Ketua Presidium Indonesia Police Watch(IPW), Neta S. Pane menilai RUU Komponen Cadangan sebelumnya juga mengkritisi RUU Komponen Cadangan. Menurutnya pembentukan komponen cadangan melalui kebijakan wajib militer (wamil) bisa dilakukan jika benar-benar sangat diperlukan negara
Neta memaparkan, menurutnya ada dua alasan yang bisa membentuk komponen cadangan melalui wamil. Pertama, adanya ancaman dari luar negeri, sementara saat ini kondisi Indonesia sangat stabil, tidak ada ancaman dari luar, tidak dalam keadaan darurat perang, dan tidak ada rencana melakukan agresi. "Untuk itu rencana wamil patut dipertanyakan," ujarnya.
"Rencana pembentukan komponen cadangan oleh Kementerian Pertahanan yang akan melatih PNS dan swasta menembak adalah langkah yg tidak tepat dan hanya akan menimbulkan ancaman baru di masyarakat," katanya lagi.

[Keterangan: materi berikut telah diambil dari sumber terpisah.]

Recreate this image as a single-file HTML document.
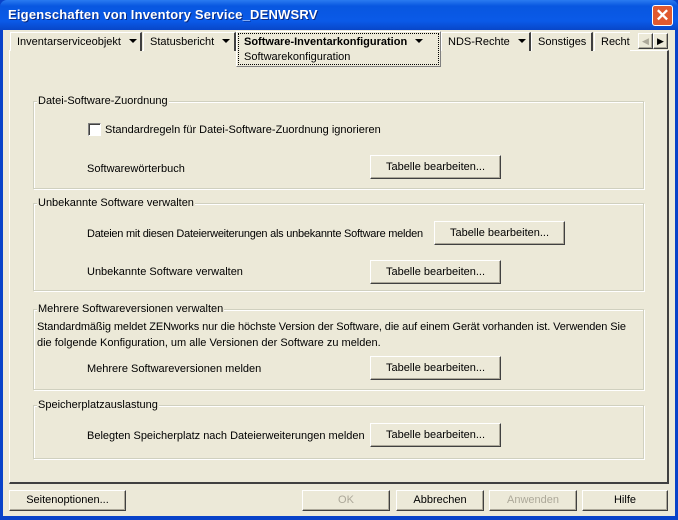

Ia menilai potensi penyalahgunaan yang muncul akan lebih besar jika hal tersebut diterapkan. Apalagi, jika pasukan cadangan itu anggota ormas atau digunakan untuk menjaga keamanan.
"Selama ini pelatihan komponen keamanan adalah wewenang Kepolisian dan bukan Kementerian Pertahanan. Dan itu sudah lama dilakukan Polri, dengan program satuan pengamanan (satpam)," katanya.